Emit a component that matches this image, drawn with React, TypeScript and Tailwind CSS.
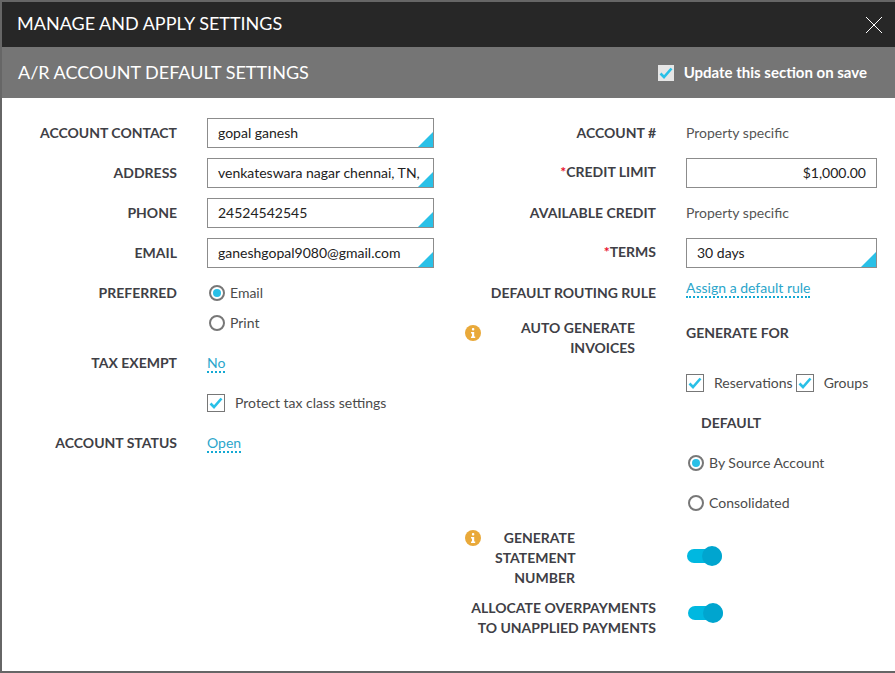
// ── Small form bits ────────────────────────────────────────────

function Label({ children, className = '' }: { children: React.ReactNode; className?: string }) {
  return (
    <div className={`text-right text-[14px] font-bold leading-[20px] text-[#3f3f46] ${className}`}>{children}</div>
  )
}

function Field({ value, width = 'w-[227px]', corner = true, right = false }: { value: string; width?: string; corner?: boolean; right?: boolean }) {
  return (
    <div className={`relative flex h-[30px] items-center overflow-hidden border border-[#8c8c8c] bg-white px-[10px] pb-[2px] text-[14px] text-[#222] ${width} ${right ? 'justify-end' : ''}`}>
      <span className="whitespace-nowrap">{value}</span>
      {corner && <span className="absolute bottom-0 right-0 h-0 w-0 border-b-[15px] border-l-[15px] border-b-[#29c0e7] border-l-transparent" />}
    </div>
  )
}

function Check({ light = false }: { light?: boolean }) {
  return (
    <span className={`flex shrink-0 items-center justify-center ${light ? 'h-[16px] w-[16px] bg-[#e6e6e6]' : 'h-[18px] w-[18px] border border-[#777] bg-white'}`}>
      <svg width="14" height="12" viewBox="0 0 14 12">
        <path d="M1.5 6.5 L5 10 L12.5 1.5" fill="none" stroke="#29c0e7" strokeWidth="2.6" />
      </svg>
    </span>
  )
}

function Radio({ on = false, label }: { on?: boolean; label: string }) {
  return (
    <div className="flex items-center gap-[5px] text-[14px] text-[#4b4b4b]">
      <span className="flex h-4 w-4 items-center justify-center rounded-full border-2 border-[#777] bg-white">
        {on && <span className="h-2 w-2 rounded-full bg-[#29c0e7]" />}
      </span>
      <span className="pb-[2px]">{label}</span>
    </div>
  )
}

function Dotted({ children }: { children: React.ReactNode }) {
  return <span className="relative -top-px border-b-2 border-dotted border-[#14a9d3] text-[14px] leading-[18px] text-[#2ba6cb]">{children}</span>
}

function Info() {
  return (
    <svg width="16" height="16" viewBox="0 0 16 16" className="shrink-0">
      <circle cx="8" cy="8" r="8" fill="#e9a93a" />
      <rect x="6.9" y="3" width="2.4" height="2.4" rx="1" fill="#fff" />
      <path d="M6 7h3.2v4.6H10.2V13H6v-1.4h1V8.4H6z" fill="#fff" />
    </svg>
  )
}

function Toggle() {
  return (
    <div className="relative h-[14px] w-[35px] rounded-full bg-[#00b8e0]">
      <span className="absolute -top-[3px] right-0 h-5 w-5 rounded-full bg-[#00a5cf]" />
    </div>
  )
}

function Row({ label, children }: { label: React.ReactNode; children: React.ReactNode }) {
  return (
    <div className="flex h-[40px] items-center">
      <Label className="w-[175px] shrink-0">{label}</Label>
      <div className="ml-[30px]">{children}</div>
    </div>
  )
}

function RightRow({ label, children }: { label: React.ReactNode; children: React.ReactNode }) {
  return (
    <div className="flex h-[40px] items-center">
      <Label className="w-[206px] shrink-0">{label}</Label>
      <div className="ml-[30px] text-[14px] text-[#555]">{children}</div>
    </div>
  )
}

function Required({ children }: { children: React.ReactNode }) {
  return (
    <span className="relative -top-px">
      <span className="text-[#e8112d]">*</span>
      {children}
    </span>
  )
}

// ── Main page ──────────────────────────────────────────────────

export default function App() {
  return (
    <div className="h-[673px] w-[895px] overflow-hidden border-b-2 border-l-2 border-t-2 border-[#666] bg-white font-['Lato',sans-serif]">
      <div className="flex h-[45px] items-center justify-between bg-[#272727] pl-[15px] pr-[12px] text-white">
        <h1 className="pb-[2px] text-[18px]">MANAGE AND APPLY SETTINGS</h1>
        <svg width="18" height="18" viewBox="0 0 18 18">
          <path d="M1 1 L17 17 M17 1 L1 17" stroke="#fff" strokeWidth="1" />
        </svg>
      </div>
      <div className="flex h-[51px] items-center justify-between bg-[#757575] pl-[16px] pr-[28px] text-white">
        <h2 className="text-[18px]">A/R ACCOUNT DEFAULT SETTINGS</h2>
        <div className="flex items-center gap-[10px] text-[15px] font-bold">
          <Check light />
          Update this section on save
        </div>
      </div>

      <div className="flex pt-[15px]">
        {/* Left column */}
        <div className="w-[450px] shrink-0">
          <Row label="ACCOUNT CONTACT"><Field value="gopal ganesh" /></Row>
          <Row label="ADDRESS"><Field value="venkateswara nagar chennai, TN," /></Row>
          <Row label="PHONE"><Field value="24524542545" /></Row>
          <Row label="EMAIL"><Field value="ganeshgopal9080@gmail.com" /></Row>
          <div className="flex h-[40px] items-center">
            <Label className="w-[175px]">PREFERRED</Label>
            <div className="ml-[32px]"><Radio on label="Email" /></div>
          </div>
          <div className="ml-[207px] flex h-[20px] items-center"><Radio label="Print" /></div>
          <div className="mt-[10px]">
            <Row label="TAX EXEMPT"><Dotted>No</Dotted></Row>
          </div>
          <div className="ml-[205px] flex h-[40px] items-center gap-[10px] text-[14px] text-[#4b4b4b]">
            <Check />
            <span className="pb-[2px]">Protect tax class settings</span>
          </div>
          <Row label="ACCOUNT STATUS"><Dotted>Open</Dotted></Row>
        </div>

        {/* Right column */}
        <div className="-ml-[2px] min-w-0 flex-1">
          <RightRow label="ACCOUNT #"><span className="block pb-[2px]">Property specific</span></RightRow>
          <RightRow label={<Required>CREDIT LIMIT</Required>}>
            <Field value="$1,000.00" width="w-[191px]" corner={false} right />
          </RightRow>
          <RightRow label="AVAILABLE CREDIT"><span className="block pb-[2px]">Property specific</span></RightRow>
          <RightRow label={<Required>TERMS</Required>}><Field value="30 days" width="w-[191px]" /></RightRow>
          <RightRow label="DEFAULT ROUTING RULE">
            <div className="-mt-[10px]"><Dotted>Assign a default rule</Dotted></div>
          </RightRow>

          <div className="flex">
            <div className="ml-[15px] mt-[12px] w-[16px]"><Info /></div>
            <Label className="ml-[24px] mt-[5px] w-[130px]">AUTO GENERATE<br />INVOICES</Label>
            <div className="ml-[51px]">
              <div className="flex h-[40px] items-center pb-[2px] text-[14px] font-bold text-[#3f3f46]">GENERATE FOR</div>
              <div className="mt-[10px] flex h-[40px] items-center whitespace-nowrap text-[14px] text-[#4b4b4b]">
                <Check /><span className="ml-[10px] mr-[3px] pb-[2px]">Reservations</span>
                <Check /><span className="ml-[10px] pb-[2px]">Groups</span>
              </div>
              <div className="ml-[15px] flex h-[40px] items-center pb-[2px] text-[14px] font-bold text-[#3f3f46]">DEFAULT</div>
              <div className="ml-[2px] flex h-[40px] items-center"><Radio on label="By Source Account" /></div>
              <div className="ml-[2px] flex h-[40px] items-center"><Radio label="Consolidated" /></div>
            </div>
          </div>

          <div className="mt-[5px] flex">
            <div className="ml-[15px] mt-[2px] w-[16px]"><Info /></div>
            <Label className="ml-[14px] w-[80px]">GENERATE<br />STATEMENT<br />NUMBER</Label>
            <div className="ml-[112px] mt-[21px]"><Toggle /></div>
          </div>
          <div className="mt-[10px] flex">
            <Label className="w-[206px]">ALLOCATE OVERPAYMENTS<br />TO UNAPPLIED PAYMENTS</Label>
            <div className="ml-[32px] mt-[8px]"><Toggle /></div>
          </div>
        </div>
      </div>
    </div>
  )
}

......

[WHAT NEEDS TO BE DONE] Output the material word for word, omitting its pictures.

[FINISHED ANSWER]
Emit a component that matches this image, drawn with React, TypeScript and Tailwind CSS.
// ── Small form bits ────────────────────────────────────────────

function Label({ children, className = '' }: { children: React.ReactNode; className?: string }) {
  return (
    <div className={`text-right text-[14px] font-bold leading-[20px] text-[#3f3f46] ${className}`}>{children}</div>
  )
}

function Field({ value, width = 'w-[227px]', corner = true, right = false }: { value: string; width?: string; corner?: boolean; right?: boolean }) {
  return (
    <div className={`relative flex h-[30px] items-center overflow-hidden border border-[#8c8c8c] bg-white px-[10px] pb-[2px] text-[14px] text-[#222] ${width} ${right ? 'justify-end' : ''}`}>
      <span className="whitespace-nowrap">{value}</span>
      {corner && <span className="absolute bottom-0 right-0 h-0 w-0 border-b-[15px] border-l-[15px] border-b-[#29c0e7] border-l-transparent" />}
    </div>
  )
}

function Check({ light = false }: { light?: boolean }) {
  return (
    <span className={`flex shrink-0 items-center justify-center ${light ? 'h-[16px] w-[16px] bg-[#e6e6e6]' : 'h-[18px] w-[18px] border border-[#777] bg-white'}`}>
      <svg width="14" height="12" viewBox="0 0 14 12">
        <path d="M1.5 6.5 L5 10 L12.5 1.5" fill="none" stroke="#29c0e7" strokeWidth="2.6" />
      </svg>
    </span>
  )
}

function Radio({ on = false, label }: { on?: boolean; label: string }) {
  return (
    <div className="flex items-center gap-[5px] text-[14px] text-[#4b4b4b]">
      <span className="flex h-4 w-4 items-center justify-center rounded-full border-2 border-[#777] bg-white">
        {on && <span className="h-2 w-2 rounded-full bg-[#29c0e7]" />}
      </span>
      <span className="pb-[2px]">{label}</span>
    </div>
  )
}

function Dotted({ children }: { children: React.ReactNode }) {
  return <span className="relative -top-px border-b-2 border-dotted border-[#14a9d3] text-[14px] leading-[18px] text-[#2ba6cb]">{children}</span>
}

function Info() {
  return (
    <svg width="16" height="16" viewBox="0 0 16 16" className="shrink-0">
      <circle cx="8" cy="8" r="8" fill="#e9a93a" />
      <rect x="6.9" y="3" width="2.4" height="2.4" rx="1" fill="#fff" />
      <path d="M6 7h3.2v4.6H10.2V13H6v-1.4h1V8.4H6z" fill="#fff" />
    </svg>
  )
}

function Toggle() {
  return (
    <div className="relative h-[14px] w-[35px] rounded-full bg-[#00b8e0]">
      <span className="absolute -top-[3px] right-0 h-5 w-5 rounded-full bg-[#00a5cf]" />
    </div>
  )
}

function Row({ label, children }: { label: React.ReactNode; children: React.ReactNode }) {
  return (
    <div className="flex h-[40px] items-center">
      <Label className="w-[175px] shrink-0">{label}</Label>
      <div className="ml-[30px]">{children}</div>
    </div>
  )
}

function RightRow({ label, children }: { label: React.ReactNode; children: React.ReactNode }) {
  return (
    <div className="flex h-[40px] items-center">
      <Label className="w-[206px] shrink-0">{label}</Label>
      <div className="ml-[30px] text-[14px] text-[#555]">{children}</div>
    </div>
  )
}

function Required({ children }: { children: React.ReactNode }) {
  return (
    <span className="relative -top-px">
      <span className="text-[#e8112d]">*</span>
      {children}
    </span>
  )
}

// ── Main page ──────────────────────────────────────────────────

export default function App() {
  return (
    <div className="h-[673px] w-[895px] overflow-hidden border-b-2 border-l-2 border-t-2 border-[#666] bg-white font-['Lato',sans-serif]">
      <div className="flex h-[45px] items-center justify-between bg-[#272727] pl-[15px] pr-[12px] text-white">
        <h1 className="pb-[2px] text-[18px]">MANAGE AND APPLY SETTINGS</h1>
        <svg width="18" height="18" viewBox="0 0 18 18">
          <path d="M1 1 L17 17 M17 1 L1 17" stroke="#fff" strokeWidth="1" />
        </svg>
      </div>
      <div className="flex h-[51px] items-center justify-between bg-[#757575] pl-[16px] pr-[28px] text-white">
        <h2 className="text-[18px]">A/R ACCOUNT DEFAULT SETTINGS</h2>
        <div className="flex items-center gap-[10px] text-[15px] font-bold">
          <Check light />
          Update this section on save
        </div>
      </div>

      <div className="flex pt-[15px]">
        {/* Left column */}
        <div className="w-[450px] shrink-0">
          <Row label="ACCOUNT CONTACT"><Field value="gopal ganesh" /></Row>
          <Row label="ADDRESS"><Field value="venkateswara nagar chennai, TN," /></Row>
          <Row label="PHONE"><Field value="24524542545" /></Row>
          <Row label="EMAIL"><Field value="ganeshgopal9080@gmail.com" /></Row>
          <div className="flex h-[40px] items-center">
            <Label className="w-[175px]">PREFERRED</Label>
            <div className="ml-[32px]"><Radio on label="Email" /></div>
          </div>
          <div className="ml-[207px] flex h-[20px] items-center"><Radio label="Print" /></div>
          <div className="mt-[10px]">
            <Row label="TAX EXEMPT"><Dotted>No</Dotted></Row>
          </div>
          <div className="ml-[205px] flex h-[40px] items-center gap-[10px] text-[14px] text-[#4b4b4b]">
            <Check />
            <span className="pb-[2px]">Protect tax class settings</span>
          </div>
          <Row label="ACCOUNT STATUS"><Dotted>Open</Dotted></Row>
        </div>

        {/* Right column */}
        <div className="-ml-[2px] min-w-0 flex-1">
          <RightRow label="ACCOUNT #"><span className="block pb-[2px]">Property specific</span></RightRow>
          <RightRow label={<Required>CREDIT LIMIT</Required>}>
            <Field value="$1,000.00" width="w-[191px]" corner={false} right />
          </RightRow>
          <RightRow label="AVAILABLE CREDIT"><span className="block pb-[2px]">Property specific</span></RightRow>
          <RightRow label={<Required>TERMS</Required>}><Field value="30 days" width="w-[191px]" /></RightRow>
          <RightRow label="DEFAULT ROUTING RULE">
            <div className="-mt-[10px]"><Dotted>Assign a default rule</Dotted></div>
          </RightRow>

          <div className="flex">
            <div className="ml-[15px] mt-[12px] w-[16px]"><Info /></div>
            <Label className="ml-[24px] mt-[5px] w-[130px]">AUTO GENERATE<br />INVOICES</Label>
            <div className="ml-[51px]">
              <div className="flex h-[40px] items-center pb-[2px] text-[14px] font-bold text-[#3f3f46]">GENERATE FOR</div>
              <div className="mt-[10px] flex h-[40px] items-center whitespace-nowrap text-[14px] text-[#4b4b4b]">
                <Check /><span className="ml-[10px] mr-[3px] pb-[2px]">Reservations</span>
                <Check /><span className="ml-[10px] pb-[2px]">Groups</span>
              </div>
              <div className="ml-[15px] flex h-[40px] items-center pb-[2px] text-[14px] font-bold text-[#3f3f46]">DEFAULT</div>
              <div className="ml-[2px] flex h-[40px] items-center"><Radio on label="By Source Account" /></div>
              <div className="ml-[2px] flex h-[40px] items-center"><Radio label="Consolidated" /></div>
            </div>
          </div>

          <div className="mt-[5px] flex">
            <div className="ml-[15px] mt-[2px] w-[16px]"><Info /></div>
            <Label className="ml-[14px] w-[80px]">GENERATE<br />STATEMENT<br />NUMBER</Label>
            <div className="ml-[112px] mt-[21px]"><Toggle /></div>
          </div>
          <div className="mt-[10px] flex">
            <Label className="w-[206px]">ALLOCATE OVERPAYMENTS<br />TO UNAPPLIED PAYMENTS</Label>
            <div className="ml-[32px] mt-[8px]"><Toggle /></div>
          </div>
        </div>
      </div>
    </div>
  )
}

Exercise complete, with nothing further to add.